[guide.chat] news palm trees grew on antartica

  • From: vanessa <qwerty1234567a@xxxxxxxxx>
  • To: "GUIDE CHAT" <guide.chat@xxxxxxxxxxxxx>
  • Date: Thu, 2 Aug 2012 00:11:41 +0100

Palm trees 'grew on Antarctica'
By Jason Palmer
Science and technology reporter, BBC News

The study also found relatives of modern trees such as the baobab and macadamia

North Pole 'was once subtropical'
Crater focus for drilling plans
Tiny fossils reveal ice history
Scientists drilling deep into the edge of modern Antarctica have pulled up 
proof that palm trees once grew there.

Analyses of pollen and spores and the remains of tiny creatures have given a 
climatic picture of the early Eocene period, about 53 million years ago.

The study in Nature suggests Antarctic winter temperatures exceeded 10C, while 
summers may have reached 25C.

Better knowledge of past "greenhouse" conditions will enhance guesses about the 
effects of increasing CO2 today.

The early Eocene - often referred to as the Eocene greenhouse - has been a 
subject of increasing interest in recent years as a "warm analogue" of the 
current Earth.

"There are two ways of looking at where we're going in the future," said a 
co-author of the study, James Bendle of the University of Glasgow.

"One is using physics-based climate models; but increasingly we're using this 
'back to the future' approach where we look through periods in the geological 
past that are similar to where we may be going in 10 years, or 20, or several 
hundred," he told BBC News.

The early Eocene was a period of atmospheric CO2 concentrations higher than the 
current 390 parts per million (ppm )- reaching at least 600ppm and possibly far 
higher.

Global temperatures were on the order of 5C higher, and there was no sharp 
divide in temperature between the poles and the equator.

Frozen thermometers
Drilling research carried out in recent years showed that the Arctic must have 
had a subtropical climate.

But the Antarctic presents a difficult challenge.

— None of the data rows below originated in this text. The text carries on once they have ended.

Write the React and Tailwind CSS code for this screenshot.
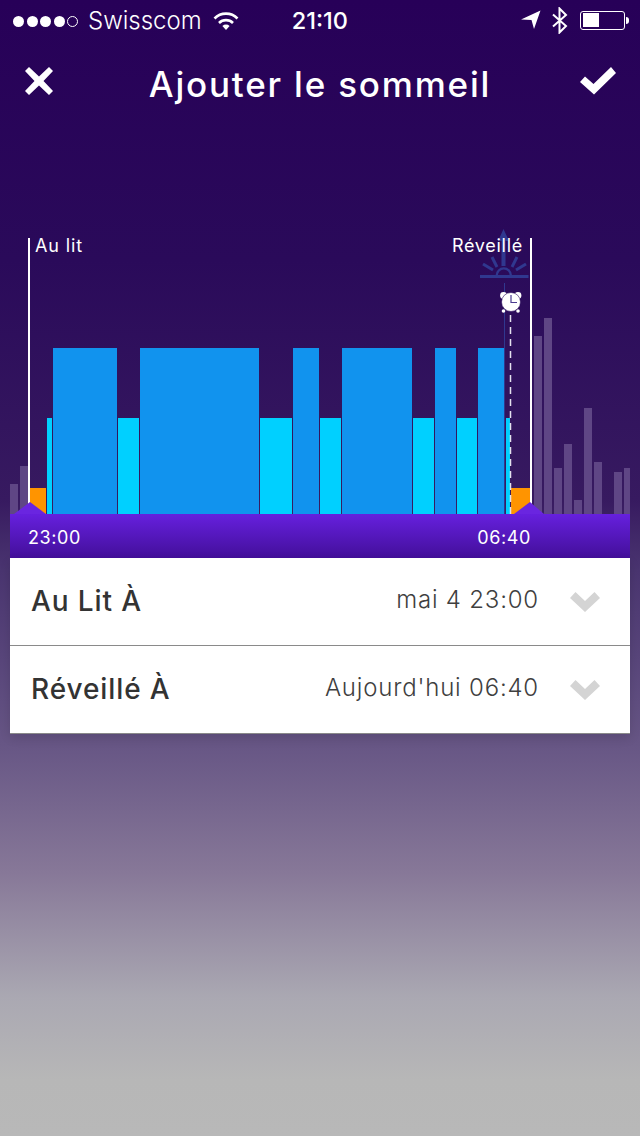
import React from "react";

const LEFT_GHOST = [
  [10, 8, 484],
  [20, 8, 466],
];
const RIGHT_GHOST = [
  [534, 8, 336],
  [544, 8, 318],
  [554, 8, 468],
  [564, 8, 444],
  [574, 8, 500],
  [584, 8, 408],
  [594, 8, 462],
  [614, 8, 472],
  [624, 6, 468],
];
// x, width, top: deep sleep is the taller bar
const SLEEP = [
  [47, 5, 418, "#00d0ff"],
  [53, 64, 348, "#1193ee"],
  [118, 21, 418, "#00d0ff"],
  [140, 119, 348, "#1193ee"],
  [260, 32, 418, "#00d0ff"],
  [293, 26, 348, "#1193ee"],
  [320, 21, 418, "#00d0ff"],
  [342, 70, 348, "#1193ee"],
  [413, 21, 418, "#00d0ff"],
  [435, 21, 348, "#1193ee"],
  [457, 20, 418, "#00d0ff"],
  [478, 27, 348, "#1193ee"],
  [506, 4, 418, "#00d0ff"],
];

const StatusBar = () => (
  <div className="h-10 pt-[2px] flex items-center relative text-white font-['Inter',sans-serif]">
    <div className="flex items-center gap-[2.5px] ml-[13px]">
      {[0, 1, 2, 3].map((i) => (
        <div key={i} className="w-[11px] h-[11px] rounded-full bg-white" />
      ))}
      <div className="w-[11px] h-[11px] rounded-full border border-white" />
    </div>
    <span className="ml-[10px] text-[24px] font-light leading-none">Swisscom</span>
    <svg width="26" height="20" viewBox="0 0 26 20" className="ml-[11px]" fill="none" stroke="#fff" strokeWidth="2.6">
      <path d="M1.5 7.5a16 16 0 0 1 23 0" />
      <path d="M6 12a10 10 0 0 1 14 0" />
      <path d="M13 19l-3.6-4a5.2 5.2 0 0 1 7.2 0z" fill="#fff" stroke="none" />
    </svg>
    <span className="ml-[53px] text-[23.5px] font-medium leading-none">21:10</span>
    <div className="absolute right-[11px] top-0 h-10 flex items-center">
      <svg width="20" height="20" viewBox="0 0 20 20" className="mr-[10px]">
        <path d="M0 9.5 19.5 0.5 13 19 10.5 10z" fill="#fff" />
      </svg>
      <svg width="18" height="27" viewBox="0 0 18 27" fill="none" stroke="#fff" strokeWidth="2" className="mr-[11px]">
        <path d="M2 7.5 15 19 8.5 25.5V1.5L15 8 2 19.5" />
      </svg>
      <div className="w-[45px] h-[19px] rounded-[3px] border border-white p-[1.5px]">
        <div className="w-[16px] h-full bg-white" />
      </div>
      <div className="w-[3px] h-[7px] rounded-r-sm bg-white ml-px" />
    </div>
  </div>
);

const Header = () => (
  <div className="h-[85px] flex items-center justify-between pl-[25px] pr-[24px] pb-[3px]">
    <svg width="28" height="28" viewBox="0 0 28 28">
      <path d="M4 0 14 9.5 24 0 28 4 18.5 14 28 24 24 28 14 18.5 4 28 0 24 9.5 14 0 4z" fill="#fff" />
    </svg>
    <h1 className="text-white text-[35px] tracking-[1.8px] font-medium leading-none font-['Inter',sans-serif] mt-[6px] ml-[7px]">
      Ajouter le sommeil
    </h1>
    <svg width="36" height="28" viewBox="0 0 36 28">
      <path d="M0 15 5 9.5 13.5 17 31 0 36 6 14 27.5z" fill="#fff" />
    </svg>
  </div>
);

const Chart = () => (
  <div className="relative h-[294px] mt-[95px]">
    <svg width="620" height="294" viewBox="10 220 620 294" className="block">
      {[...LEFT_GHOST, ...RIGHT_GHOST].map(([x, w, y]) => (
        <rect key={x} x={x} y={y} width={w} height={514 - y} fill="#5f4685" />
      ))}
      <rect x="30" y="488" width="16" height="26" fill="#ff9400" />
      <rect x="511" y="488" width="19" height="26" fill="#ff9400" />
      {SLEEP.map(([x, w, y, c]) => (
        <rect key={x} x={x} y={y} width={w} height={514 - y} fill={c} />
      ))}

      {/* sunrise mark */}
      <g fill="#30388f" stroke="none">
        <path d="M503.5 229 509 241H505.5V266H501.5V241H498z" />
        <rect x="480" y="275" width="48.5" height="3" />
        <path d="M495.5 275.5a8.3 8.3 0 0 1 16.6 0h-2.4a5.9 5.9 0 0 0-11.8 0z" />
      </g>
      <g stroke="#30388f" strokeWidth="3" fill="none">
        <path d="M492 257 497 267" />
        <path d="M517 257 512 267" />
        <path d="M483 264 493 270" />
        <path d="M526 264 516 270" />
      </g>
      <rect x="504" y="283" width="1" height="231" fill="#30388f" />

      {/* wake line and alarm clock */}
      <line x1="510.5" y1="315" x2="510.5" y2="514" stroke="#e4e0ee" strokeWidth="1.5" strokeDasharray="7 5" />
      <g>
        <circle cx="503.5" cy="295.5" r="3.4" fill="#fff" />
        <circle cx="518" cy="295.5" r="3.4" fill="#fff" />
        <circle cx="503.5" cy="311" r="1.8" fill="#fff" />
        <circle cx="518" cy="311" r="1.8" fill="#fff" />
        <circle cx="511" cy="302" r="9.5" fill="#fff" stroke="#2a0a5c" strokeWidth="0.6" />
        <path d="M511 295V302.5H517" stroke="#4a3a8f" strokeWidth="1.2" fill="none" />
      </g>

      <rect x="28" y="238" width="2" height="266" fill="#fff" />
      <rect x="530" y="238" width="2" height="266" fill="#fff" />
      <path d="M14 514 30 502 46 514z" fill="#6a25e0" />
      <path d="M514 514 530 502 544 514z" fill="#6a25e0" />
    </svg>
    <span className="absolute left-[25px] top-[16px] text-white text-[18px] tracking-[0.9px] leading-5 font-['Inter',sans-serif]">
      Au lit
    </span>
    <span className="absolute left-[442px] top-[16px] text-white text-[18px] tracking-[0.7px] leading-5 font-['Inter',sans-serif]">
      Réveillé
    </span>
  </div>
);

const Chevron = () => (
  <svg width="30" height="20" viewBox="0 0 30 20" className="ml-[31px]">
    <path d="M0 6 5.5 0 15 9 24.5 0 30 6 15 20z" fill="#d4d4d4" />
  </svg>
);

const Row = ({ label, value, className }) => (
  <div className={`flex items-center pl-[21px] pr-[30px] ${className}`}>
    <span className="text-[28px] tracking-[0.9px] font-[450] text-[#333] mb-[2px] flex-1">{label}</span>
    <span className="text-[24px] tracking-[0.8px] font-light text-[#3f3f3f] mb-[3px]">{value}</span>
    <Chevron />
  </div>
);

export default function App() {
  return (
    <div className="w-[640px] h-[1136px] overflow-hidden bg-[linear-gradient(180deg,#270058_0px,#2a0a5a_260px,#371a60_500px,#4a3570_570px,#675685_745px,#877898_873px,#aaa8b2_997px,#b7b7b7_1080px,#b8b8b8_1136px)]">
      <StatusBar />
      <Header />
      <div className="px-[10px]">
        <Chart />
        <div className="h-11 pt-[2px] flex items-center justify-between pl-[18px] pr-[99px] bg-[linear-gradient(180deg,#6620de,#430f9a)] text-white text-[18px] tracking-[0.6px] font-['Inter',sans-serif]">
          <span>23:00</span>
          <span>06:40</span>
        </div>
        <div className="bg-white border-b border-[#8a8a8a] shadow-[0_4px_10px_rgba(0,0,0,0.12)] font-['Inter',sans-serif]">
          <Row label="Au Lit À" value="mai 4 23:00" className="h-[88px] border-b border-[#8a8a8a]" />
          <Row label="Réveillé À" value="Aujourd'hui 06:40" className="h-[87px]" />
        </div>
      </div>
    </div>
  );
}
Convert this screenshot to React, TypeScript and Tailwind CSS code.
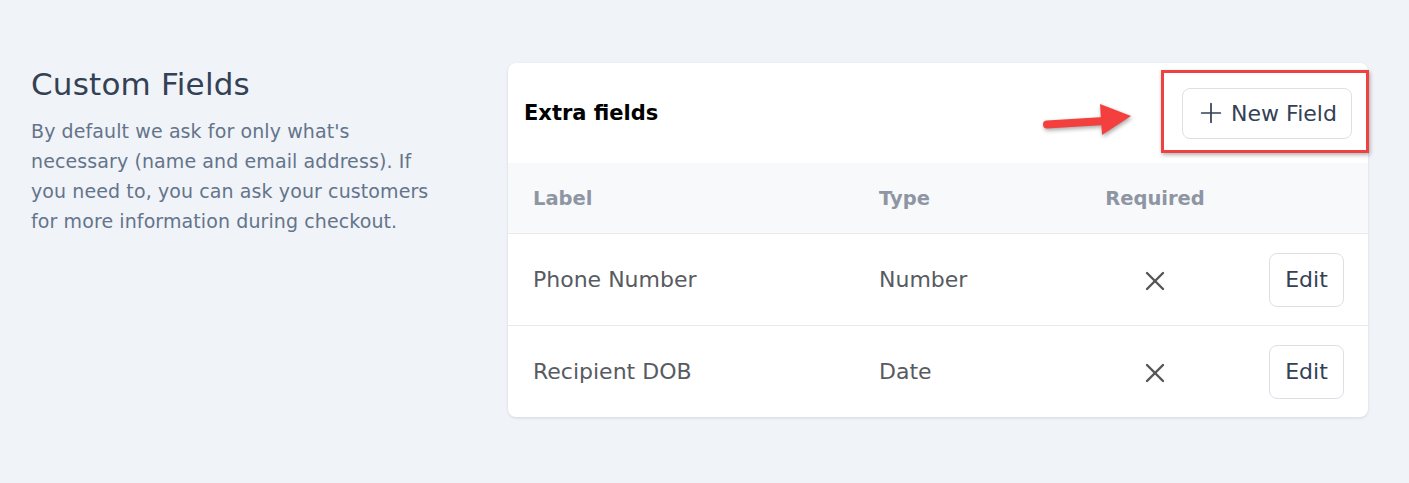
import type { FC } from "react";
import { Plus, X } from "lucide-react";

const fields = [
  { label: "Phone Number", type: "Number" },
  { label: "Recipient DOB", type: "Date" },
];

const Arrow: FC = () => (
  <svg
    width="100"
    height="44"
    viewBox="0 0 100 44"
    className="absolute left-[530px] top-[38px] drop-shadow-[1px_2px_2px_rgba(0,0,0,0.35)]"
  >
    <line x1="9" y1="23.5" x2="66" y2="20" stroke="#f43f3f" strokeWidth="8" strokeLinecap="round" />
    <polygon points="62,3 93,15 64,34" fill="#f43f3f" />
  </svg>
);

export default function App() {
  return (
    <div className="min-h-screen bg-[#f0f3f8] font-['DejaVu_Sans',sans-serif]">
      <div className="flex items-start pl-[31px] pt-[63px]">
        <div className="w-[420px] shrink-0">
          <h2 className="mt-[1px] text-[31px] leading-[40px] tracking-[0.2px] text-[#334155]">Custom Fields</h2>
          <p className="mt-[12px] w-[405px] text-[19px] leading-[30px] tracking-[0.1px] text-[#64748b]">
            By default we ask for only what's necessary (name and email address). If you need to,
            you can ask your customers for more information during checkout.
          </p>
        </div>

        <div className="relative ml-[57px] w-[860px] rounded-lg bg-white shadow-[0_1px_3px_rgba(15,23,42,0.12)]">
          <div className="flex h-[100px] items-center justify-between px-4">
            <h3 className="pt-[2px] text-[21px] font-semibold text-black">Extra fields</h3>
            <button className="flex h-[51px] w-[170px] items-center justify-center gap-[4px] rounded-lg border border-[#dcdfe5] bg-white pr-[2px] text-[22px] text-[#334155]">
              <Plus className="h-[32px] w-[32px]" strokeWidth={1.3} />
              New Field
            </button>
          </div>

          <div className="flex h-[70px] items-center bg-[#f8f9fb] pt-[2px] text-[19.5px] font-semibold text-[#8f96a3]">
            <div className="w-[371px] pl-[25px]">Label</div>
            <div className="w-[226px]">Type</div>
            <div className="w-[100px] text-center">Required</div>
          </div>

          {fields.map((f) => (
            <div
              key={f.label}
              className="flex h-[92px] items-center border-t border-[#e8eaee] text-[22px] text-[#575b61]"
            >
              <div className="w-[371px] pl-[25px]">{f.label}</div>
              <div className="w-[226px]">{f.type}</div>
              <div className="flex w-[100px] justify-center pt-[2px]">
                <X className="h-[32px] w-[32px] text-[#555]" strokeWidth={1.8} />
              </div>
              <div className="flex flex-1 justify-end pr-[24px]">
                <button className="h-[54px] w-[75px] rounded-lg border border-[#dcdfe5] bg-white text-[22px] text-[#334155]">
                  Edit
                </button>
              </div>
            </div>
          ))}

          <div className="pointer-events-none absolute left-[653px] top-[7px] h-[83px] w-[208px] border-[3px] border-[#f04141] shadow-[1px_2px_4px_rgba(0,0,0,0.3)]" />
          <Arrow />
        </div>
      </div>
    </div>
  );
}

Glaciation 34 million years 
ago wiped out much of the sediment that would give clues to past climate, and 
left kilometres of ice on top of what remains.

Archaea hold on to their structure through millions of years, giving hints of 
long-gone temperatures
Now, the Integrated Ocean Drilling Program (IODP) has literally got to the 
bottom of what the Eocene Antarctic was like, dropping a drilling rig through 
4km of water off Wilkes Land on Antarctica's eastern coast.

The rig then drilled through 1km of sediment to return samples from the Eocene. 
With the sediment came pollen grains from palm trees and relatives of the 
modern baobab and macadamia.

Crucially, they contained also the remnants of tiny single-celled organisms 
called Archaea.

The creatures' cell walls show subtle molecular changes that depend on the 
temperature of the soil surrounding them when they were alive. The structures 
are faithfully preserved after they die.

They are, in essence, tiny buried thermometers from 53 million years ago.

Together, the data suggest that even in the darkest period of Antarctic winter, 
the temperature did not drop below 10C; and summer daytime temperatures were in 
the 20Cs.

The lowland coastal region sported palm trees, while slightly inland, hills 
were populated with beech trees and conifers.

Dr Bendle said that as an analogue of modern Earth, the Eocene represents 
heightened levels of CO2 that will not be reached any time soon, and may not be 
reached at all if CO2 emissions abate.

However, he said the results from the Eocene could help to shore up the 
computer models that are being used to estimate how sensitive climate is to the 
emissions that will certainly rise in the nearer term.

"It's a clearer picture we get of warm analogues through geological time," he 
said.

"The more we get that information, the more it seems that the models we're 
using now are not overestimating the [climatic] change over the next few 
centuries, and they may be underestimating it. That's the essential message."